Siempre he sospechado que en mis intercambios con los estudiantes yo soy el gran beneficiado. A cambio de conocimientos sobre lengua y literatura ellos me ofrecen una continua actualización de cómo las nuevas generaciones se interrelacionan, se divierten piensan y sueñan. No es poca ganancia (aparte del salario, por supuesto). Y si algo he notado es un creciente y profundo desencanto con la democracia liberal, la misma a la que Fukuyama le auguraba un futuro brillante y ubicuo. No rechazan el concepto de democracia, pero el modo en que esta se verifica en Occidente les parece falso y anticuado. A la fuente de todos sus malestares le llaman “capitalismo” y al cumplimiento de sus sueños le aplican el concepto vago de “socialismo”. En general concuerdan conmigo en que el comunismo fue una experiencia fallida, pero lo hacen pensando menos en la lógica criminal del Gulag que en la ridiculez tecnológica y ética que se encarnaron en productos como el Trabant, ese sucedáneo de automóvil que se fabricaba Alemania Oriental.

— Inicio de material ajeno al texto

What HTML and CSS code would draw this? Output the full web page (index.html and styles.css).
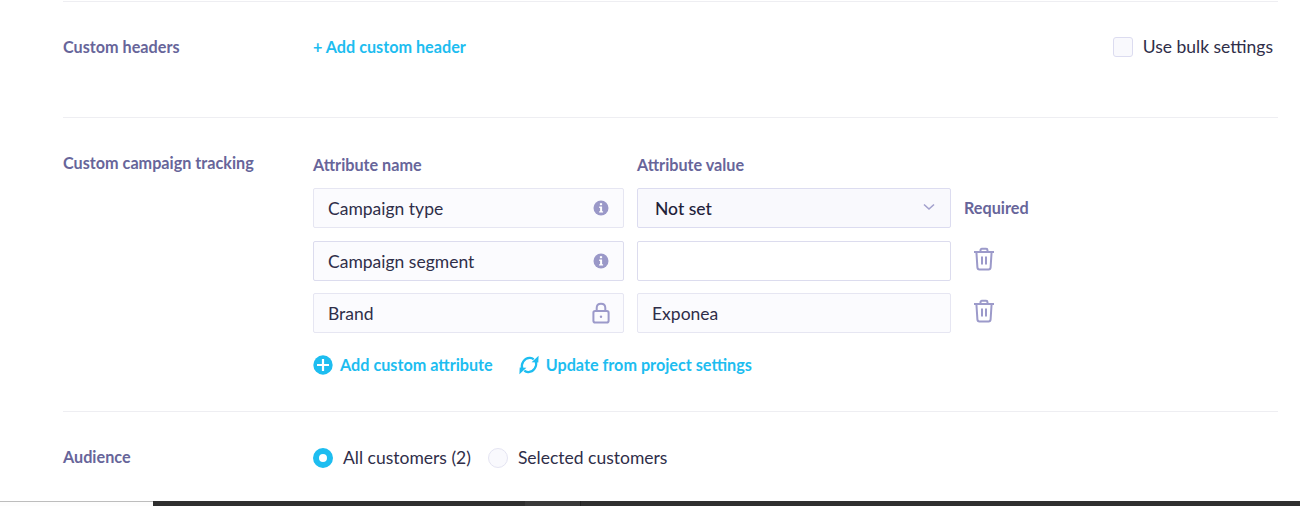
FILE: index.html
```html
<!DOCTYPE html>
<html lang="en">
<head>
<meta charset="utf-8">
<title>Campaign settings</title>
<link rel="stylesheet" href="styles.css">
</head>
<body>
<main class="form">
  <section class="row row-headers">
    <div class="row-label">Custom headers</div>
    <div class="row-body headers-body">
      <a class="link">+ Add custom header</a>
      <label class="bulk"><span class="checkbox"></span><span>Use bulk settings</span></label>
    </div>
  </section>
  <section class="row row-tracking">
    <div class="row-label">Custom campaign tracking</div>
    <div class="row-body">
      <div class="attr-head">
        <div class="col-name">Attribute name</div>
        <div class="col-value">Attribute value</div>
      </div>
      <div class="attr-row first">
        <div class="field col-name filled"><span>Campaign type</span>
          <svg class="icon" width="16" height="16" viewBox="0 0 16 16"><circle cx="8" cy="8" r="7.5" fill="#9a98c8"/><rect x="6.9" y="3.2" width="2.2" height="2" fill="#fff"/><path d="M6.2 6.6h2.9v4.6h1v1.3H6.1v-1.3h1V7.9h-.9z" fill="#fff"/></svg>
        </div>
        <div class="field col-value select"><span>Not set</span>
          <svg class="chevron" width="12" height="8" viewBox="0 0 12 8"><path d="M1 1.5l5 4.5 5-4.5" fill="none" stroke="#a3a1cd" stroke-width="1.6"/></svg>
        </div>
        <div class="required">Required</div>
      </div>
      <div class="attr-row second">
        <div class="field col-name filled strong"><span>Campaign segment</span>
          <svg class="icon" width="16" height="16" viewBox="0 0 16 16"><circle cx="8" cy="8" r="7.5" fill="#9a98c8"/><rect x="6.9" y="3.2" width="2.2" height="2" fill="#fff"/><path d="M6.2 6.6h2.9v4.6h1v1.3H6.1v-1.3h1V7.9h-.9z" fill="#fff"/></svg>
        </div>
        <div class="field col-value empty strong"></div>
        <svg class="trash" width="22" height="24" viewBox="0 0 22 24"><g fill="none" stroke="#9c9aca" stroke-width="2"><path d="M1 5h20"/><path d="M7.5 5V3.2c0-.9.6-1.4 1.4-1.4h4.2c.8 0 1.4.5 1.4 1.4V5"/><path d="M3.4 5l1 15.4c.1 1.3.8 2 2 2h9.2c1.2 0 1.9-.7 2-2l1-15.4"/><path d="M9 9.5v8M13 9.5v8"/></g></svg>
      </div>
      <div class="attr-row third">
        <div class="field col-name filled"><span>Brand</span>
          <svg class="icon lock" width="18" height="22" viewBox="0 0 18 22"><g fill="none" stroke="#9c9aca" stroke-width="2"><rect x="1.4" y="8.9" width="15.2" height="11.7" rx="1.8"/><path d="M4.7 8.9V6c0-2.6 1.8-4.3 4.3-4.3s4.3 1.7 4.3 4.3v2.9"/></g><circle cx="9" cy="14.8" r="1.2" fill="#9c9aca"/></svg>
        </div>
        <div class="field col-value filled plain"><span>Exponea</span></div>
        <svg class="trash" width="22" height="24" viewBox="0 0 22 24"><g fill="none" stroke="#9c9aca" stroke-width="2"><path d="M1 5h20"/><path d="M7.5 5V3.2c0-.9.6-1.4 1.4-1.4h4.2c.8 0 1.4.5 1.4 1.4V5"/><path d="M3.4 5l1 15.4c.1 1.3.8 2 2 2h9.2c1.2 0 1.9-.7 2-2l1-15.4"/><path d="M9 9.5v8M13 9.5v8"/></g></svg>
      </div>
      <div class="actions">
        <a class="link action"><svg width="20" height="20" viewBox="0 0 20 20"><circle cx="10" cy="10" r="9.7" fill="#1dbdf0"/><path d="M10 4v12M4 10h12" stroke="#fff" stroke-width="2.2"/></svg>Add custom attribute</a>
        <a class="link action sync"><svg width="20" height="20" viewBox="0 0 20 20"><g fill="none" stroke="#1dbdf0" stroke-width="2.2"><path d="M3.2 14C1.500 8.500 5.500 2.600 11 2.900c1.500.1 2.700.6 3.700 1.400"/><path d="M16.800 6c1.700 5.500-2.300 11.400-7.800 11.100-1.500-.1-2.700-.6-3.700-1.400"/></g><path d="M12.600 7.200l6.700.3.300-6.700z" fill="#1dbdf0"/><path d="M7.400 12.800l-6.700-.3-.3 6.700z" fill="#1dbdf0"/></svg>Update from project settings</a>
      </div>
    </div>
  </section>
  <section class="row row-audience">
    <div class="row-label">Audience</div>
    <div class="row-body radios">
      <label class="radio-item"><span class="radio on"></span><span class="radio-text">All customers (2)</span></label>
      <label class="radio-item"><span class="radio"></span><span class="radio-text">Selected customers</span></label>
    </div>
  </section>
</main>
<footer class="taskbar">
  <div class="task-light"></div>
  <div class="task-a"></div>
  <div class="task-b"></div>
  <div class="task-a fill"></div>
</footer>
</body>
</html>
```
FILE: styles.css
```css
* { box-sizing: border-box; }
html, body { margin: 0; padding: 0; }
body {
  width: 1300px;
  height: 506px;
  overflow: hidden;
  background: #fff;
  font-family: Lato, sans-serif;
  color: #2f2e49;
  font-size: 17.5px;
  display: flex;
  flex-direction: column;
}
.form {
  height: 501px;
  padding: 1px 22px 0 63px;
}
.row {
  display: flex;
  border-top: 1px solid #eeeef2;
}
.row-label {
  width: 250px;
  flex: none;
  font-size: 16.2px;
  font-weight: 700;
  line-height: 20px;
  color: #67659a;
}
.row-body { flex: 1; }
.row-headers { height: 116px; padding-top: 35px; }
.headers-body {
  display: flex;
  justify-content: space-between;
  align-items: flex-start;
  padding-right: 5px;
}
.link {
  color: #1dbdf0;
  font-size: 16.2px;
  font-weight: 700;
  line-height: 20px;
}
.bulk { display: flex; align-items: center; gap: 10px; line-height: 20px; }
.checkbox {
  width: 20px;
  height: 20px;
  border: 1px solid #dcdcf0;
  border-radius: 3px;
  background: #f9f9fd;
}
.row-tracking { height: 294px; padding-top: 35px; }
.attr-head {
  display: flex;
  gap: 13px;
  font-size: 16.2px;
  font-weight: 700;
  line-height: 20px;
  color: #67659a;
  margin-top: 2px;
  margin-bottom: 13px;
}
.col-name { width: 311px; flex: none; }
.col-value { width: 314px; flex: none; }
.attr-row { display: flex; gap: 13px; align-items: center; height: 40px; }
.attr-row.second { margin-top: 13px; }
.attr-row.third { margin-top: 12px; }
.field {
  height: 40px;
  border: 1px solid #e6e6f2;
  border-radius: 2px;
  display: flex;
  align-items: center;
  justify-content: space-between;
  padding: 0 14px;
  line-height: 20px;
}
.field span { padding-top: 2px; }
.field.strong { border-color: #dcdcee; }
.filled { background: #fbfbfe; }
.select {
  background: #f9f9fd;
  border-color: #dcdcf0;
  padding: 0 15px 0 17px;
  font-weight: 500;
  color: #23223a;
}
.empty { background: #fff; }
.icon { flex: none; }
.lock { margin-right: -1px; }
.chevron { margin-bottom: 2px; }
.required {
  font-size: 16.2px;
  font-weight: 700;
  color: #67659a;
  margin-bottom: 2px;
}
.trash { margin: -4px 0 0 9px; }
.actions { display: flex; gap: 26px; margin-top: 22px; }
.action { display: flex; align-items: center; gap: 7px; }
.action svg { flex: none; }
.row-audience { height: 90px; padding-top: 35px; }
.radios { display: flex; gap: 17px; align-items: flex-start; line-height: 20px; }
.radio-item { display: flex; align-items: center; gap: 10px; }
.radio-text { padding-top: 1px; }
.radio {
  width: 20px;
  height: 20px;
  border-radius: 50%;
  border: 1px solid #e4e4f2;
  background: #f9f9fd;
}
.radio.on { border: 6px solid #1dbdf0; background: #fff; }
.taskbar { height: 5px; display: flex; flex: none; }
.task-light { width: 153px; background: #fdfdfd; border-top: 1px solid #bdbdbd; }
.task-a { width: 372px; background: #2f2f2f; }
.task-b { width: 56px; background: #3a3a3a; border-right: 1px solid #222; }
.fill { flex: 1; }
```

Quiero decir que la idea de mis estudiantes de lo que tuvo que sufrir la otra mitad de la humanidad durante buena parte del siglo XX es bastante frívola. No los culpo. Sus maestros nunca tuvieron oportunidad o tiempo de digerir las enseñanzas que ofreció la experiencia totalitaria, la que conocieron a través de la poco confiable propaganda de la Guerra Fría. A lo más que podían llegar era a una acumulación de exotismos atroces sin asociarlos con el atractivo que ofrece el totalitarismo a toda sociedad moderna y que la democracia es incapaz de satisfacer. La democracia liberal alimenta y libera, pero no ilusiona. Y si bien las nuevas generaciones no cifran sus esperanzas en erigir una nueva versión del comunismo no han renunciado a la búsqueda del absoluto que antes prometieron las religiones y los totalitarismos. No importa que los presupuestos ideológicos sean distintos: los que aprendimos las profundas lecciones del totalitarismo del siglo XX en carne propia podemos notar por todas partes la misma rigidez mental, el mismo frenesí engreído por arrancar la raíz de la injusticia humana acumulada desde el neolítico a la fecha, las mismas ansias de retorno a una edad dorada inexistente (da igual que sea la comunidad primitiva o los años 50 del siglo pasado) y el mismo desprecio por las virtudes básicas de la convivencia democrática.
Ese peligroso sentimiento de familiaridad hace que, para alguien como yo, empeñado en enseñar las complejidades del lenguaje y la literatura (que es una manera concreta de enseñar la complejidad del mundo), sienta que una experiencia que parecía definitivamente superada tiene nueva relevancia. Que no está de más recordar que los humildes principios de la democracia no están ahí para satisfacer las ansias de absoluto de nadie sino para hacer nuestra coexistencia habitable para todos. Y que aquella democracia que hace treinta años amenazaba con apoderarse del planeta y que hoy está en retroceso en todas partes es la peor de las formas de gobernar una sociedad, excepto por todas los demás.